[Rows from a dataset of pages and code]
================================
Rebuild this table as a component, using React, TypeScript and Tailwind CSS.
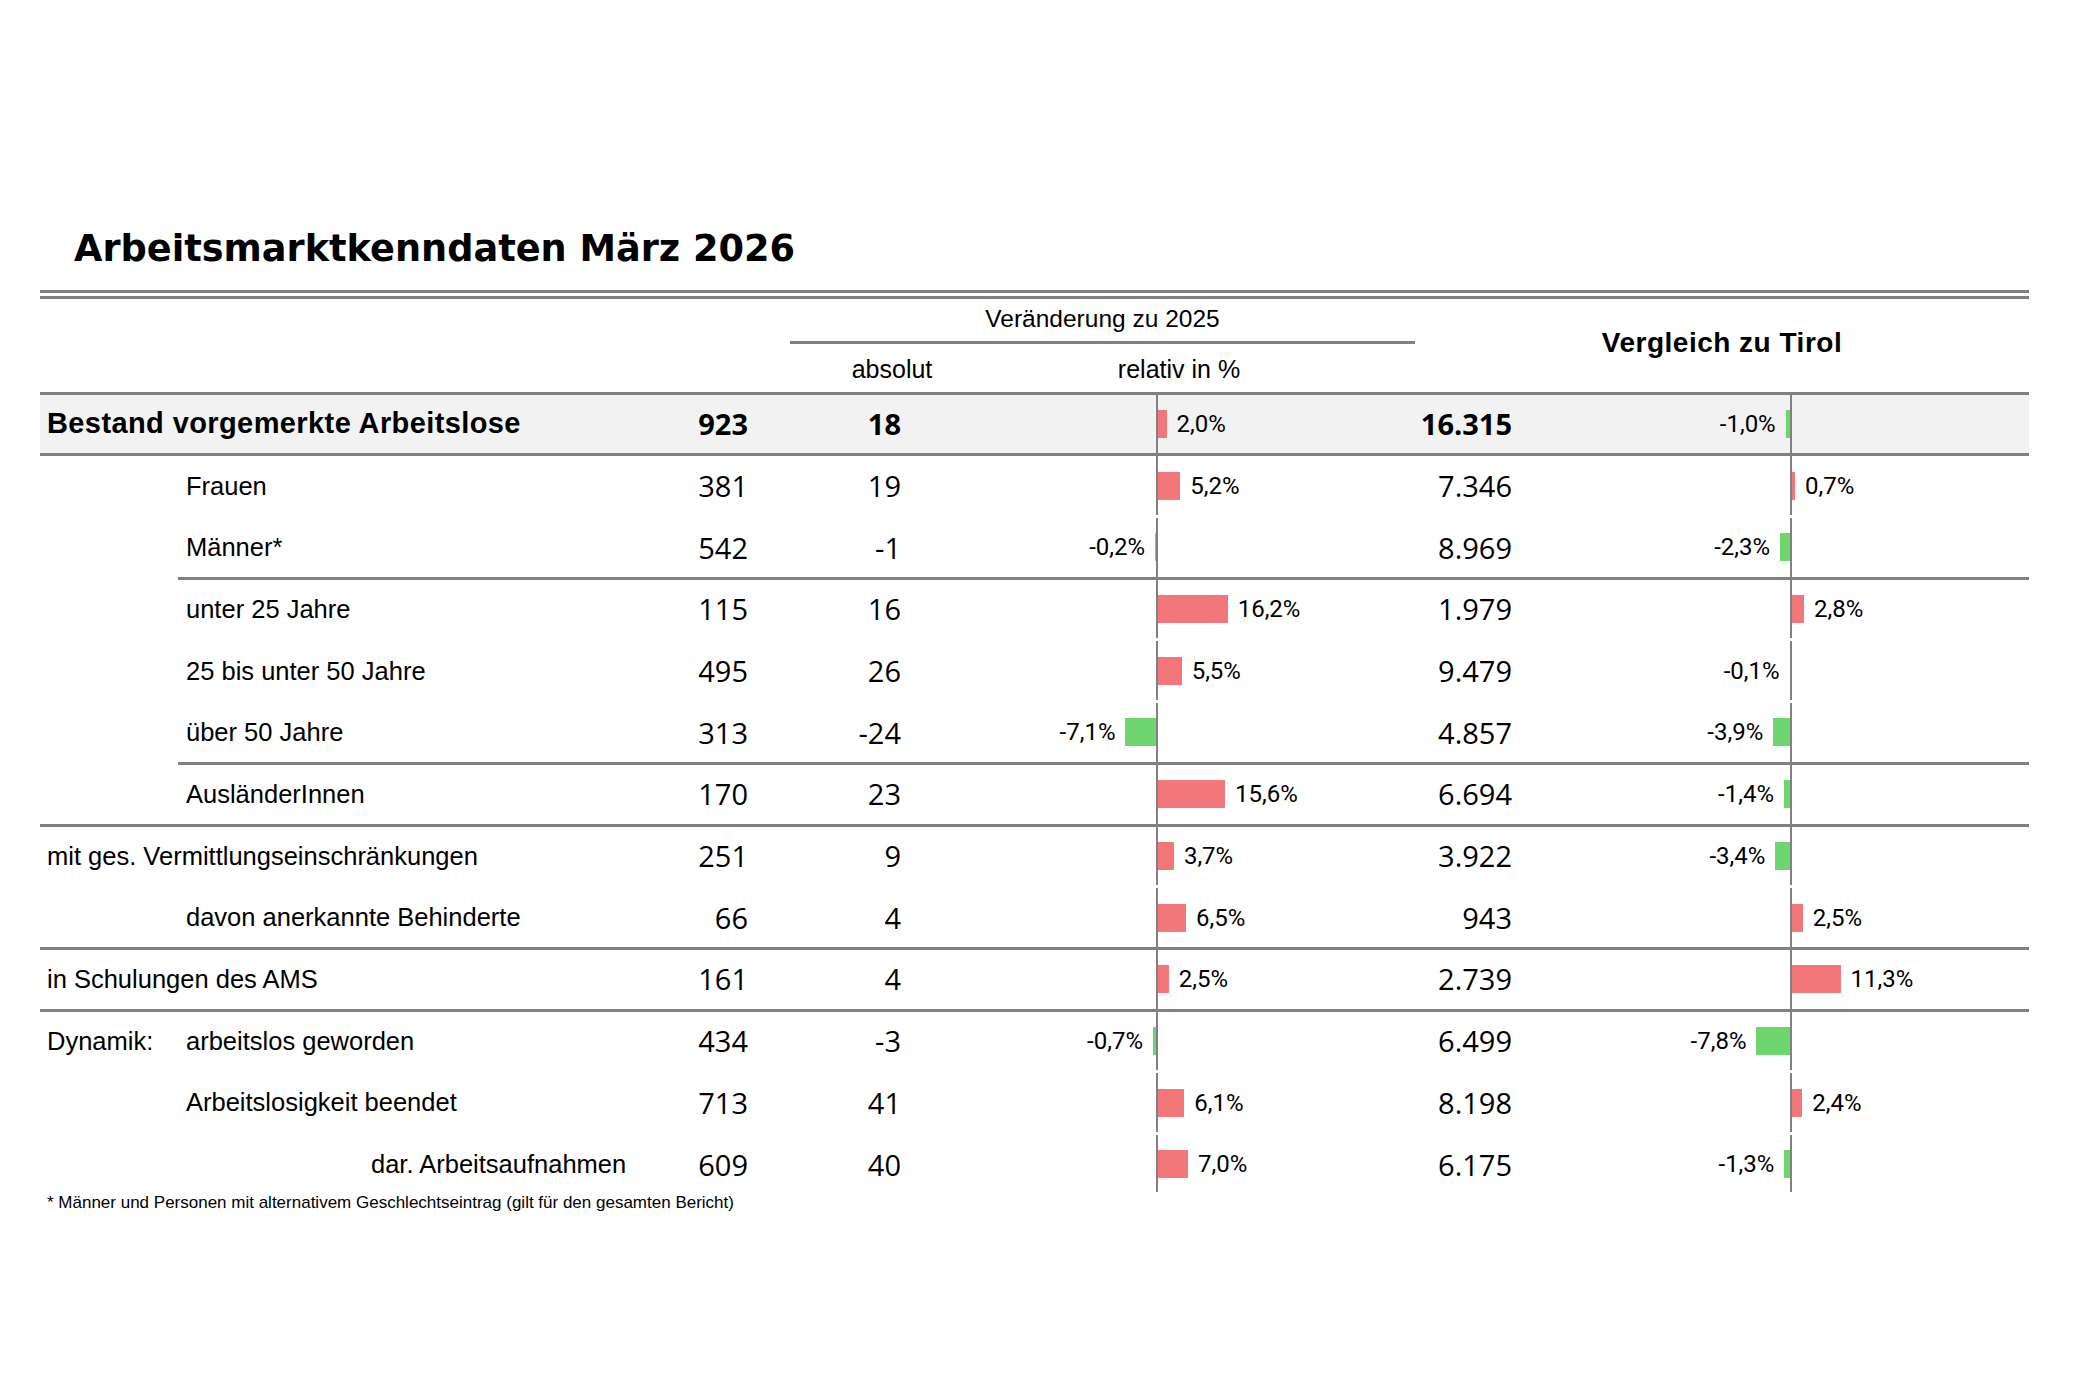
type Line = "full" | "indent" | "none";

type Row = {
  label: string;
  prefix?: string;
  indent: "none" | "sub" | "deep";
  line: Line;
  value: string;
  abs: string;
  rel: number;
  tirol: string;
  tirolRel: number;
  bold?: boolean;
  last?: boolean;
};

const rows: Row[] = [
  { label: "Bestand vorgemerkte Arbeitslose", indent: "none", line: "full", value: "923", abs: "18", rel: 2.0, tirol: "16.315", tirolRel: -1.0, bold: true },
  { label: "Frauen", indent: "sub", line: "full", value: "381", abs: "19", rel: 5.2, tirol: "7.346", tirolRel: 0.7 },
  { label: "Männer*", indent: "sub", line: "none", value: "542", abs: "-1", rel: -0.2, tirol: "8.969", tirolRel: -2.3 },
  { label: "unter 25 Jahre", indent: "sub", line: "indent", value: "115", abs: "16", rel: 16.2, tirol: "1.979", tirolRel: 2.8 },
  { label: "25 bis unter 50 Jahre", indent: "sub", line: "none", value: "495", abs: "26", rel: 5.5, tirol: "9.479", tirolRel: -0.1 },
  { label: "über 50 Jahre", indent: "sub", line: "none", value: "313", abs: "-24", rel: -7.1, tirol: "4.857", tirolRel: -3.9 },
  { label: "AusländerInnen", indent: "sub", line: "indent", value: "170", abs: "23", rel: 15.6, tirol: "6.694", tirolRel: -1.4 },
  { label: "mit ges. Vermittlungseinschränkungen", indent: "none", line: "full", value: "251", abs: "9", rel: 3.7, tirol: "3.922", tirolRel: -3.4 },
  { label: "davon anerkannte Behinderte", indent: "sub", line: "none", value: "66", abs: "4", rel: 6.5, tirol: "943", tirolRel: 2.5 },
  { label: "in Schulungen des AMS", indent: "none", line: "full", value: "161", abs: "4", rel: 2.5, tirol: "2.739", tirolRel: 11.3 },
  { label: "arbeitslos geworden", prefix: "Dynamik:", indent: "none", line: "full", value: "434", abs: "-3", rel: -0.7, tirol: "6.499", tirolRel: -7.8 },
  { label: "Arbeitslosigkeit beendet", indent: "sub", line: "none", value: "713", abs: "41", rel: 6.1, tirol: "8.198", tirolRel: 2.4 },
  { label: "dar. Arbeitsaufnahmen", indent: "deep", line: "none", value: "609", abs: "40", rel: 7.0, tirol: "6.175", tirolRel: -1.3, last: true },
];

const COLS = "grid-cols-[520px_188px_153px_255px_204px_152px_278px_239px]";
const COLS_INDENT = "grid-cols-[382px_188px_153px_255px_204px_152px_278px_239px]";

const LABEL_FONT = "font-['Liberation_Sans',Arial,sans-serif]";
const NUM_FONT = "font-['Open_Sans',sans-serif]";
const PCT_FONT = "font-['Roboto',sans-serif]";

// bar length per percent point, same scale for both charts
const PX_PER_PCT = 4.3;

function pct(v: number) {
  return `${v.toFixed(1).replace(".", ",")}%`;
}

function Bar({ value }: { value: number }) {
  return (
    <div
      className={`h-[28px] shrink-0 ${value < 0 ? "bg-[#6fd66f]" : "bg-[#f2777b]"}`}
      style={{ width: Math.abs(value) * PX_PER_PCT }}
    />
  );
}

function NegativeSide({ value, pad }: { value: number; pad: string }) {
  return (
    <div className={`flex items-center justify-end gap-[10px] ${pad}`}>
      {value < 0 && (
        <>
          <span className={`${PCT_FONT} text-[24px] leading-none`}>{pct(value)}</span>
          <Bar value={value} />
        </>
      )}
    </div>
  );
}

function PositiveSide({ value, pad }: { value: number; pad: string }) {
  return (
    <div className={`flex items-center gap-[10px] border-l-2 border-[#808080] ${pad}`}>
      {value >= 0 && (
        <>
          <Bar value={value} />
          <span className={`${PCT_FONT} text-[24px] leading-none`}>{pct(value)}</span>
        </>
      )}
    </div>
  );
}

function TableRow({ row }: { row: Row }) {
  // rows without a rule keep a transparent one so every row centres the same way
  const border = row.line !== "none" ? "border-t-[3px] border-[#808080]" : "border-t-[3px] border-transparent";
  const height = row.last ? "h-[60px]" : "h-[61.7px]";
  const pad = row.last ? "pt-[2px]" : "";
  const weight = row.bold ? "font-bold" : "font-normal";
  const num = `flex items-center justify-end ${NUM_FONT} text-[29px] ${weight} ${pad}`;

  let labelPad = "pl-[7px]";
  if (row.line === "indent") labelPad = "pl-[8px]";
  else if (row.indent === "sub") labelPad = "pl-[146px]";
  else if (row.indent === "deep") labelPad = "pl-[331px]";

  const grid = (
    <div className={`grid ${row.line === "indent" ? COLS_INDENT : COLS} ${height} ${border} ${row.bold ? "bg-[#f2f2f2]" : ""}`}>
      <div
        className={`flex items-center whitespace-nowrap ${LABEL_FONT} ${labelPad} ${pad} ${
          row.bold ? "text-[29px] font-bold tracking-[0.4px]" : "text-[25.5px]"
        }`}
      >
        {row.prefix && <span className="w-[139px] shrink-0">{row.prefix}</span>}
        <span>{row.label}</span>
      </div>
      <div className={num}>{row.value}</div>
      <div className={num}>{row.abs}</div>
      <NegativeSide value={row.rel} pad={pad} />
      <PositiveSide value={row.rel} pad={pad} />
      <div className={num}>{row.tirol}</div>
      <NegativeSide value={row.tirolRel} pad={pad} />
      <PositiveSide value={row.tirolRel} pad={pad} />
    </div>
  );

  return row.line === "indent" ? <div className="pl-[138px]">{grid}</div> : grid;
}

function TableHeader() {
  return (
    <div className={`grid h-[93px] grid-cols-[750px_625px_614px] ${LABEL_FONT}`}>
      <div />
      <div className="flex flex-col">
        <div className="flex h-[45px] items-center justify-center border-b-[3px] border-[#808080] text-[24.5px]">
          Veränderung zu 2025
        </div>
        <div className="grid flex-1 grid-cols-[204px_370px] pt-[4px] text-[25px]">
          <div className="flex items-center justify-center">absolut</div>
          <div className="flex items-center justify-center">relativ in %</div>
        </div>
      </div>
      <div className="flex items-center justify-center pb-[5px] text-[28px] font-bold tracking-[0.5px]">
        Vergleich zu Tirol
      </div>
    </div>
  );
}

export default function App() {
  return (
    <main className="h-[1400px] w-[2100px] bg-white pt-[231px] pl-[40px] text-black">
      <h1 className="pl-[34px] font-['DejaVu_Sans',sans-serif] text-[36.7px] leading-none font-bold">
        Arbeitsmarktkenndaten März 2026
      </h1>

      <div className="mt-[22px] w-[1989px]">
        <div className="h-[9px] border-y-[3px] border-[#808080]" />
        <TableHeader />
        {rows.map((row) => (
          <TableRow key={row.label} row={row} />
        ))}
        <p className={`mt-[2px] pl-[7px] ${LABEL_FONT} text-[17px] leading-none`}>
          * Männer und Personen mit alternativem Geschlechtseintrag (gilt für den gesamten Bericht)
        </p>
      </div>
    </main>
  );
}
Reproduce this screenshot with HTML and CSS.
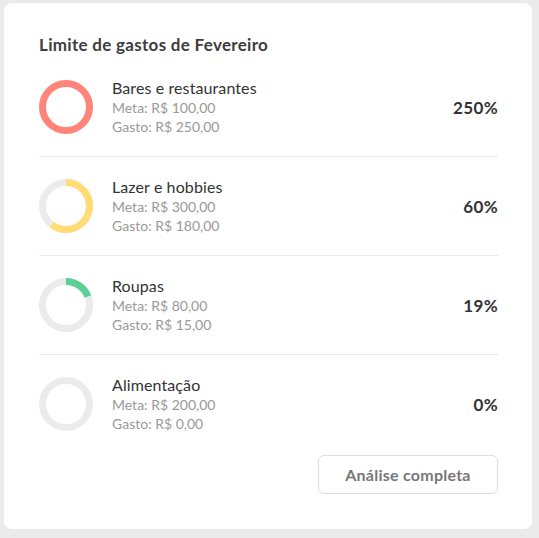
FILE: index.html
```html
<!DOCTYPE html>
<html lang="pt-BR">
<head>
<meta charset="utf-8">
<link rel="stylesheet" href="styles.css">
</head>
<body>
<div class="card">
  <h2 class="title">Limite de gastos de Fevereiro</h2>
  <ul class="list">
    <li class="row">
      <svg class="ring" width="54" height="54" viewBox="0 0 54 54">
        <circle class="track" cx="27" cy="27" r="23.5"/>
        <circle class="bar red" cx="27" cy="27" r="23.5" style="stroke-dasharray: 147.65 147.65"/>
      </svg>
      <div class="info">
        <div class="name">Bares e restaurantes</div>
        <div class="meta">Meta: R$ 100,00</div>
        <div class="meta">Gasto: R$ 250,00</div>
      </div>
      <div class="pct">250%</div>
    </li>
    <li class="row">
      <svg class="ring" width="54" height="54" viewBox="0 0 54 54">
        <circle class="track" cx="27" cy="27" r="23.5"/>
        <circle class="bar yellow" cx="27" cy="27" r="23.5" style="stroke-dasharray: 88.59 147.65"/>
      </svg>
      <div class="info">
        <div class="name">Lazer e hobbies</div>
        <div class="meta">Meta: R$ 300,00</div>
        <div class="meta">Gasto: R$ 180,00</div>
      </div>
      <div class="pct">60%</div>
    </li>
    <li class="row">
      <svg class="ring" width="54" height="54" viewBox="0 0 54 54">
        <circle class="track" cx="27" cy="27" r="23.5"/>
        <circle class="bar green" cx="27" cy="27" r="23.5" style="stroke-dasharray: 28.05 147.65"/>
      </svg>
      <div class="info">
        <div class="name">Roupas</div>
        <div class="meta">Meta: R$ 80,00</div>
        <div class="meta">Gasto: R$ 15,00</div>
      </div>
      <div class="pct">19%</div>
    </li>
    <li class="row">
      <svg class="ring" width="54" height="54" viewBox="0 0 54 54">
        <circle class="track" cx="27" cy="27" r="23.5"/>
      </svg>
      <div class="info">
        <div class="name">Alimentação</div>
        <div class="meta">Meta: R$ 200,00</div>
        <div class="meta">Gasto: R$ 0,00</div>
      </div>
      <div class="pct">0%</div>
    </li>
  </ul>
  <div class="actions">
    <button class="btn">Análise completa</button>
  </div>
</div>
</body>
</html>
```
FILE: styles.css
```css
* { box-sizing: border-box; }
html, body { margin: 0; padding: 0; }
body {
  background: #ebebeb;
  font-family: "Lato", "Open Sans", sans-serif;
  color: #333;
  padding: 3px 7px 9px 4px;
}
.card {
  background: #fff;
  border-radius: 8px;
  width: 528px;
  height: 526px;
  padding: 30px 34px 34px 35px;
}
.title {
  margin: 0 0 1px 0;
  font-size: 17px;
  line-height: 24px;
  font-weight: 700;
  letter-spacing: 0.3px;
  color: #3d3d3d;
}
.list { list-style: none; margin: 0; padding: 0; }
.row {
  display: flex;
  align-items: center;
  padding: 20px 0;
  border-bottom: 1px solid #e8e8e8;
}
.row:last-child { border-bottom: none; }
.ring { flex: none; display: block; margin-right: 19px; }
.ring circle { fill: none; stroke-width: 7; }
.track { stroke: #ebebeb; }
.bar { transform: rotate(-90deg); transform-origin: 27px 27px; }
.red { stroke: #ff857b; }
.yellow { stroke: #ffdc74; }
.green { stroke: #5ccf96; }
.info { flex: 1; }
.name { font-size: 16px; line-height: 20px; color: #333; letter-spacing: 0.1px; }
.meta { font-size: 14px; line-height: 19px; color: #999; }
.pct { font-size: 17px; font-weight: 700; letter-spacing: 0.4px; color: #333; }
.actions { display: flex; justify-content: flex-end; padding-top: 2px; }
.btn {
  width: 180px;
  height: 39px;
  background: #fff;
  border: 1px solid #dedede;
  border-radius: 6px;
  font-family: inherit;
  font-size: 16px;
  font-weight: 700;
  letter-spacing: 0.25px;
  color: #777;
}
```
================================
Review the material and copy each line in which the word "this" appears.

- _THE RESPONSE_:
Rebuild this table as a component, using React, TypeScript and Tailwind CSS.
Reproduce this screenshot with HTML and CSS.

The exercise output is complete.